Rz. 482
Nach § 49b Abs. 1 BRAO, eingeführt durch Gesetz vom 2.9.1994, ist es unzulässig, geringere Gebühren und Auslagen zu vereinbaren und zu fordern, als das RVG (früher die BRAGO) vorsieht, soweit nichts anderes bestimmt ist (Satz 1). Im Einzelfall darf der Rechtsanwalt besonderen Umständen in der Person des Auftraggebers, insb. dessen Bedürftigkeit, Rechnung tragen durch Ermäßigung oder Erlass von Gebühren oder Auslagen nach Erledigung des Auftrags (Satz 2).
Dieses grundsätzliche Verbot einer gebührenunterschreitenden Vereinbarung wurde vor Inkrafttreten der neuen Vorschrift am 9.9.1994 aus den anwaltlichen Standesrichtlinien hergeleitet; verbotswidrige Abreden wurden regelmäßig gem. § 138 Abs. 1 BGB als nichtig bewertet.
Die Neuregelung soll nach ihrer Begründung einen "Preiswettbewerb um Mandate" verhindern und "einen weitgehend gleichen Zugang zum Recht und zu den Rechtsanwälten gewährleisten".
Rz. 483
Nach § 21 Abs. 1 BORA gilt das Verbot der Gebührenunterschreitung auch im Verhältnis des Rechtsanwalts zu Dritten, die anstelle des Mandanten oder neben diesem es übernehmen, die Gebühren zu bezahlen, oder die sich ggü. dem Mandanten verpflichten, diesen von anfallenden Gebühren freizustellen.
Rz. 484
Der mit der Terminsvertretung beauftragte Rechtsanwalt erhält die Gebühren des § 53 BRAGO entsprechend dem Wortlaut der Vorschrift nur, wenn ihm die Partei oder mit deren Einverständnis der Prozessbevollmächtigte die Vertretung oder die Ausführung der Parteirechte übertragen hat. Erteilt dagegen der Prozessbevollmächtigte einem Terminsvertreter im eigenen Namen den Auftrag zur Terminswahrnehmung, so wird kein Vertragsverhältnis zwischen der Partei und dem Terminsvertreter begründet.
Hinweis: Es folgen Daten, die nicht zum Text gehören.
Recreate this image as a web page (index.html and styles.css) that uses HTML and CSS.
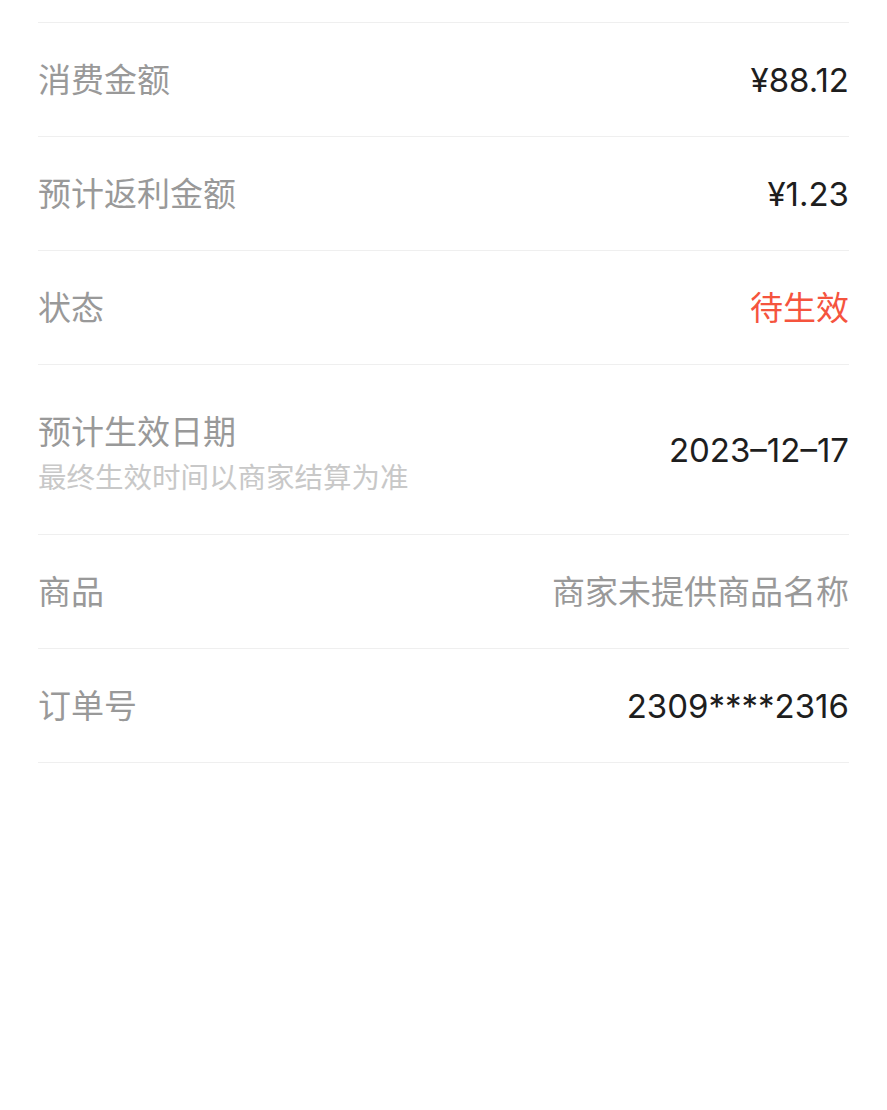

Die Pflicht zur Entschädigung des Terminsvertreters richtet sich nach der internen Vereinbarung zwischen dem Terminsvertreter und dem Prozessbevollmächtigten, der für die Ansprüche des Terminsvertreters einzustehen hat. Keine Gebührenunterschreitung liegt vor, wenn der Terminsvertreter in einem derartigen Fall weniger als die in § 53 BRAGO vorgesehenen Gebühren erhält.
Rz. 485
Ausnahmen vom grundsätzlichen Verbot der Gebührenunterschreitung enthielt bereits § 4 Abs. 2 Satz 1 RVG a.F. (früher § 3 Abs. 5 Satz 1 BRAGO). Nach diesen Vorschriften konnte der Rechtsanwalt in außergerichtlichen Angelegenheiten Pauschal- und Zeitvergütungen vereinbaren, die niedriger sind als die gesetzlichen Gebühren. Eine solche Abrede unterlag keinem Formzwang. Nach der Novelle zum 1.7.2008 ist die Einschränkung auf Pauschal- und Zeitvergütungen entfallen. Nunmehr können gem. § 4 Abs. 1 Satz 1 RVG in außergerichtlichen Angelegenheiten Vergütungen jeglicher Art niedriger vereinbart werden, also auch Bruchteile der gesetzlichen Gebühren. Der bisherige Streit, wie streng die Begriffe Pauschal- und Zeitvergütungen zu verstehen sind, ist damit hinfällig geworden. Auch für diese Vereinbarungen gilt nunmehr das Formerfordernis der Textform (§ 3a Abs. 1 RVG).
Rz. 486
Streiten Rechtsanwalt und Mandant darüber, ob eine entsprechende Gebührenunterschreitung vereinbart wurde, so ist diese vom Mandanten zu beweisen, der durch eine solche Abrede begünstigt wird. In den früheren Regelungen der § 4 Abs. 2 Satz 4 RVG a.F. und § 3 Abs. 1 Satz 3 Hs. 2 BRAGO war diese Beweislastzuweisung ausdrücklich aufgeführt; der nunmehrige Wegfall dieser Bestimmungen hat zu keiner inhaltlichen Änderung der Beweislast geführt.